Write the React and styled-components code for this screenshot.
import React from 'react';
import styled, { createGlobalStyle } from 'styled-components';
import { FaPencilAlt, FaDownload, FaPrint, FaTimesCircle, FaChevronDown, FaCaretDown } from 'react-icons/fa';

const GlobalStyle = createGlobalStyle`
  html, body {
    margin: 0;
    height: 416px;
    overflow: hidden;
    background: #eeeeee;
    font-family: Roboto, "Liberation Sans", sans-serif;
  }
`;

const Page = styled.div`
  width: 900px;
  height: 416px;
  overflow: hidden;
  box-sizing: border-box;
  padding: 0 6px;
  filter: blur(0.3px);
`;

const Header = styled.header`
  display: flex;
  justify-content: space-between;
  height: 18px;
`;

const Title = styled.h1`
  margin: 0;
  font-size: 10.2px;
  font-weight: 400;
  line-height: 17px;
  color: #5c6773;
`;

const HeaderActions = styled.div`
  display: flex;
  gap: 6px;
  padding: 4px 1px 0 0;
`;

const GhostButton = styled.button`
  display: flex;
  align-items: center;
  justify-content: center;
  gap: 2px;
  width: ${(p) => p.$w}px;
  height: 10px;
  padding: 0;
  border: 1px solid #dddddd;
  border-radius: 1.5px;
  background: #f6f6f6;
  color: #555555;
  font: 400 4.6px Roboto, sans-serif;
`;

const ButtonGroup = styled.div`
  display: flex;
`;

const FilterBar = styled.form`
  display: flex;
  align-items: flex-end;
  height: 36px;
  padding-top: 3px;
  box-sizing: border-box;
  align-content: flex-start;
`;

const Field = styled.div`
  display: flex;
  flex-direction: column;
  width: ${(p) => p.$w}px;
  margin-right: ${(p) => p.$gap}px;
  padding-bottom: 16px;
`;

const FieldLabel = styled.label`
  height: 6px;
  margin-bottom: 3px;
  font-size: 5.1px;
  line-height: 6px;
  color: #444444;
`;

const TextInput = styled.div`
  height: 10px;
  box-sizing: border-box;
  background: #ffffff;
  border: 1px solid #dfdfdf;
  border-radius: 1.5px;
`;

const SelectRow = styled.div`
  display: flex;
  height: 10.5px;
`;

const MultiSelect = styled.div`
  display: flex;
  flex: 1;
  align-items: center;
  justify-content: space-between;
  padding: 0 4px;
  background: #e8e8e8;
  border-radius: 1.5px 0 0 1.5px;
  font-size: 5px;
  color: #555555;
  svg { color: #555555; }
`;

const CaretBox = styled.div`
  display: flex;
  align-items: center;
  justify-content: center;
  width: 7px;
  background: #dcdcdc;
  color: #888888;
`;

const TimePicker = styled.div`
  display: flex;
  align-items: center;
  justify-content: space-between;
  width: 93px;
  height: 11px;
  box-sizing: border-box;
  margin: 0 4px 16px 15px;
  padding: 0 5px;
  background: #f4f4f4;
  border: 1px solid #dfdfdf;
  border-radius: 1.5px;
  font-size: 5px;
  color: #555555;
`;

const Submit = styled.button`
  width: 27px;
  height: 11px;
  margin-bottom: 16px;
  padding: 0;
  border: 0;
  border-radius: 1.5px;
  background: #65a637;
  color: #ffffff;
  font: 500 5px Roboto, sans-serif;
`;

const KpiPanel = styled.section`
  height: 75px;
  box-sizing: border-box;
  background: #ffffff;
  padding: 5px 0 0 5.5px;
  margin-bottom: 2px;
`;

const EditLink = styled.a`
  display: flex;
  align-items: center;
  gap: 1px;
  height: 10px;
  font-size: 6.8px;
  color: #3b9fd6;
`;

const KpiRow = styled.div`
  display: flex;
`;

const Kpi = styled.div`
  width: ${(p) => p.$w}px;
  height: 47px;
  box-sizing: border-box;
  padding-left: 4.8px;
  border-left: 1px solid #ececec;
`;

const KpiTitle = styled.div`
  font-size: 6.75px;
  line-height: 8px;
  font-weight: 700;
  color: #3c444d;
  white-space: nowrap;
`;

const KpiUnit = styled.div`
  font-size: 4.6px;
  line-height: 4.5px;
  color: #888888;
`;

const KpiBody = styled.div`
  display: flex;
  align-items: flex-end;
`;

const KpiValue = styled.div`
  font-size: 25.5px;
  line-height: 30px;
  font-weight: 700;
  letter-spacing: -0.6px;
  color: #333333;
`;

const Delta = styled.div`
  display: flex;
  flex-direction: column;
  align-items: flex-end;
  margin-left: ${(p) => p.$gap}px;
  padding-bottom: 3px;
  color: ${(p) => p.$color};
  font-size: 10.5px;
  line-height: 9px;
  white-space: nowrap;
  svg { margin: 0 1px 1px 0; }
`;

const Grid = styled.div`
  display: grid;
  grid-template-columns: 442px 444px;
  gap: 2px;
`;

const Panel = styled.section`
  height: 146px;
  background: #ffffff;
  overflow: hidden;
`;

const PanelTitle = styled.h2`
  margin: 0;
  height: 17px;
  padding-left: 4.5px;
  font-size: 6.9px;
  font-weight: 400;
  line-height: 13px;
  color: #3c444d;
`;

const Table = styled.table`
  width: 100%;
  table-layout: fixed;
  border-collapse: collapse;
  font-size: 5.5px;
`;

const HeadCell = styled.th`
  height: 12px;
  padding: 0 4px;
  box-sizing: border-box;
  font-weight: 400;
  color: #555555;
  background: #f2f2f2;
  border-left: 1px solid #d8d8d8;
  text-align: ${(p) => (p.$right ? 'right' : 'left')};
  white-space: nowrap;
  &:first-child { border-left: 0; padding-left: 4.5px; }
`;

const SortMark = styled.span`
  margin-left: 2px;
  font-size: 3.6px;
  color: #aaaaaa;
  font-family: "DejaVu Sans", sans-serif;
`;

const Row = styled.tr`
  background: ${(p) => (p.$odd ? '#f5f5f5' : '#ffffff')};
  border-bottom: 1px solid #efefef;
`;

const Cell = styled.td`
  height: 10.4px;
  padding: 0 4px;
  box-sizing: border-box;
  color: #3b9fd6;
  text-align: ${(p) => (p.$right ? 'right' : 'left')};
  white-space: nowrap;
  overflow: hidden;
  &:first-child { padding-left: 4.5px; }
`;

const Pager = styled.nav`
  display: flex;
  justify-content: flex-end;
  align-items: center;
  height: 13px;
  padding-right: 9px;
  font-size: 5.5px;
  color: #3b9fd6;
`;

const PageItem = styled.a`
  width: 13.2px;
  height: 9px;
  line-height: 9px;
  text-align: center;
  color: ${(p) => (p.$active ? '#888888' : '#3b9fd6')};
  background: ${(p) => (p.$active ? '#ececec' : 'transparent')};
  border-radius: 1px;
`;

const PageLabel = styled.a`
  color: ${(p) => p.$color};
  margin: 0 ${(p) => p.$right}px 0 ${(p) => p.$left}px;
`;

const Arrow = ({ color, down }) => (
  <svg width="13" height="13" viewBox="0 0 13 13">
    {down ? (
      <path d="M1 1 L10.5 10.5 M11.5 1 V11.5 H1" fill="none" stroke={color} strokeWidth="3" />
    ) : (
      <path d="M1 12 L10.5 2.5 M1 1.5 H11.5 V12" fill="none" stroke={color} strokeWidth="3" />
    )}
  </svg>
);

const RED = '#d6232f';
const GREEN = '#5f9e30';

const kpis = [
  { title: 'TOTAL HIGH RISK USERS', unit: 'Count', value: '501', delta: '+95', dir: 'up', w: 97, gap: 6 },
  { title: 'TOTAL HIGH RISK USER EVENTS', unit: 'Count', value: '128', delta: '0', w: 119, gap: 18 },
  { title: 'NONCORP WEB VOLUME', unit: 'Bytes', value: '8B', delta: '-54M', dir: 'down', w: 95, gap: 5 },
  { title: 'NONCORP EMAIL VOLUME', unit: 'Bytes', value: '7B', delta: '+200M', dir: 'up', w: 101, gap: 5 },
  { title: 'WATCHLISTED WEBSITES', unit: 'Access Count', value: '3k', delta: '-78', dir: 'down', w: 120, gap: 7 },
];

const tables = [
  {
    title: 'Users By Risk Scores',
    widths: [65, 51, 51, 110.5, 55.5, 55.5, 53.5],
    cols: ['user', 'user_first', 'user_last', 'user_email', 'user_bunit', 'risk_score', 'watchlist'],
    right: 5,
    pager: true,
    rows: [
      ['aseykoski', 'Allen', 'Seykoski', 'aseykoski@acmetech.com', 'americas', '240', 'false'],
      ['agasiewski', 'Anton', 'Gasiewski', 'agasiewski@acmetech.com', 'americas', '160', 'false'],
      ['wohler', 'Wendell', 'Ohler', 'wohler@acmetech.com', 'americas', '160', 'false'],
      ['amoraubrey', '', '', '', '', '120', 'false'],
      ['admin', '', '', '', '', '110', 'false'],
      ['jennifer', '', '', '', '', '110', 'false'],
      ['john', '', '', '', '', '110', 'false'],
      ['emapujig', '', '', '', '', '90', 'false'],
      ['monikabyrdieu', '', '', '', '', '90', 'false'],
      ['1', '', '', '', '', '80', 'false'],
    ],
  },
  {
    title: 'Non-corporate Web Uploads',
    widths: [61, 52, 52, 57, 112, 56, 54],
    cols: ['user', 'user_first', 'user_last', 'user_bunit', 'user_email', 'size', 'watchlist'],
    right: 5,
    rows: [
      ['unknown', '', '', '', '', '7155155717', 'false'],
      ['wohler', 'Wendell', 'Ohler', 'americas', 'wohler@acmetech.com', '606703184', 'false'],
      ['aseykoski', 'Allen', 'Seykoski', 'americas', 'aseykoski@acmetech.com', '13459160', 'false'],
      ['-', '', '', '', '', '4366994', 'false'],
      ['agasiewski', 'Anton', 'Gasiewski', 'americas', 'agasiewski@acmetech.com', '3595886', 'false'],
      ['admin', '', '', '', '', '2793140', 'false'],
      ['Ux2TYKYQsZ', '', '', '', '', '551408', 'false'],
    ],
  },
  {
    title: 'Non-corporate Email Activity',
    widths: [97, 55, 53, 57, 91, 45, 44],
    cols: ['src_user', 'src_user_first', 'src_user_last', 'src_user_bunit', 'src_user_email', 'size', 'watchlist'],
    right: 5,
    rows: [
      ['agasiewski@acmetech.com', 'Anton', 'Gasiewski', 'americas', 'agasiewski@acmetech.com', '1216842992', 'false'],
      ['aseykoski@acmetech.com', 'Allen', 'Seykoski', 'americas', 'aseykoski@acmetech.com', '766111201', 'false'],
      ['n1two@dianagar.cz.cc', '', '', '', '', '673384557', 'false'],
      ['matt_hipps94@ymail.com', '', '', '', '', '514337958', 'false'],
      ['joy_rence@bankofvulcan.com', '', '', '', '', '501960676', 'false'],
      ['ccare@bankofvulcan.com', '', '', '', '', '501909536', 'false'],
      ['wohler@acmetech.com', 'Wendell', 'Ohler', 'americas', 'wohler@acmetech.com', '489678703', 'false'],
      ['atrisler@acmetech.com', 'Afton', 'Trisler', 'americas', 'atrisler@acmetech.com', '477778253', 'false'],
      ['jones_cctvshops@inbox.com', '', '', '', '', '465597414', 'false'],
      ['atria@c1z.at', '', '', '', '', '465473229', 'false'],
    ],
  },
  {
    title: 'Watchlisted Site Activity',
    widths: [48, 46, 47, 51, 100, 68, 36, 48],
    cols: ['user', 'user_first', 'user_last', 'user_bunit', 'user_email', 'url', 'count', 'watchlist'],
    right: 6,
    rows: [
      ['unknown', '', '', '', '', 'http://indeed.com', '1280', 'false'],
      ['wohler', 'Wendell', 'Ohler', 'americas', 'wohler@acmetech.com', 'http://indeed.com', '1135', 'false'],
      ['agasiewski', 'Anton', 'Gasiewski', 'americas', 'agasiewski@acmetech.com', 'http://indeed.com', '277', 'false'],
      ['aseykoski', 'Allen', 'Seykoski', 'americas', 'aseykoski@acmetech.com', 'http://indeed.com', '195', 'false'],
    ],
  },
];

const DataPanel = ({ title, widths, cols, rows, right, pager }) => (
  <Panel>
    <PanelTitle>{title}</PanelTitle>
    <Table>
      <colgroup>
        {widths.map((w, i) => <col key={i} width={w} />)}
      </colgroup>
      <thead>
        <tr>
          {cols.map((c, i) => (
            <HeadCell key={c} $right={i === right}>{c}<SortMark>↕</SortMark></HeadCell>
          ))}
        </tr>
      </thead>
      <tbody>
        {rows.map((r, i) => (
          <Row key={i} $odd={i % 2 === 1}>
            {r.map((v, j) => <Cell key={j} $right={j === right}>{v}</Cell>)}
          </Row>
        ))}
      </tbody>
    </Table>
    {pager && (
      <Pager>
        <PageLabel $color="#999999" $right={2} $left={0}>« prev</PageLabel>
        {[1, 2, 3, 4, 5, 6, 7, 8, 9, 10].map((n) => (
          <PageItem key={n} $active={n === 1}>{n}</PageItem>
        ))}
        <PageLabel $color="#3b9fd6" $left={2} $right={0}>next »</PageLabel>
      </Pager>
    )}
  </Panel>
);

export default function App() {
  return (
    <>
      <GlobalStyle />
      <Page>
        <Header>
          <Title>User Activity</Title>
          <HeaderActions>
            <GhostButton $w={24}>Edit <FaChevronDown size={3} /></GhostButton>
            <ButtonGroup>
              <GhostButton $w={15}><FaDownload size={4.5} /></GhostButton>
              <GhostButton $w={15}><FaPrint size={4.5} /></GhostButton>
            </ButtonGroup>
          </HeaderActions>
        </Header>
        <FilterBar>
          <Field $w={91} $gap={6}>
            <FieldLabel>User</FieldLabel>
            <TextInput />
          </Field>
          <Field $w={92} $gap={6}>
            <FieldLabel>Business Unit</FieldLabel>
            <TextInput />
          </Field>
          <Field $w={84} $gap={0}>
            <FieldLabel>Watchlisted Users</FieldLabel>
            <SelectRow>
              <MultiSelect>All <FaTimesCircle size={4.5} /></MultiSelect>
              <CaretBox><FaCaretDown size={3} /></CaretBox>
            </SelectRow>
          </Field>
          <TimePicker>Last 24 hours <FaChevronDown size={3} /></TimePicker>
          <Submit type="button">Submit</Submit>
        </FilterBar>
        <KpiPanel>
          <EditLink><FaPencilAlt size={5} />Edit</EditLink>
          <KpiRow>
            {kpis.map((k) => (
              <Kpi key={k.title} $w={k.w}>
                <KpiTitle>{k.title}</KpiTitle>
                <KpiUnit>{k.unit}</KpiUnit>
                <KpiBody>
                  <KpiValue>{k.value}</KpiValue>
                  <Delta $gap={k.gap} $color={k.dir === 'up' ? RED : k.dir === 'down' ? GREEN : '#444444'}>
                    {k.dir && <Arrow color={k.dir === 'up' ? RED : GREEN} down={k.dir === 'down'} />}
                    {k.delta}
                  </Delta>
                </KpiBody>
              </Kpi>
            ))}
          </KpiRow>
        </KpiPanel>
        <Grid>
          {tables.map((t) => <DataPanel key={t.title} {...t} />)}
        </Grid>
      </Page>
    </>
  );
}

Exercise task |
Using the data above, restate word for word the lines from its opening line through the line that contains "FaTimesCircle, FaChevronDown, FaCaretDown", and no more.

Written answer |
Write the React and styled-components code for this screenshot.
import React from 'react';
import styled, { createGlobalStyle } from 'styled-components';
import { FaPencilAlt, FaDownload, FaPrint, FaTimesCircle, FaChevronDown, FaCaretDown } from 'react-icons/fa';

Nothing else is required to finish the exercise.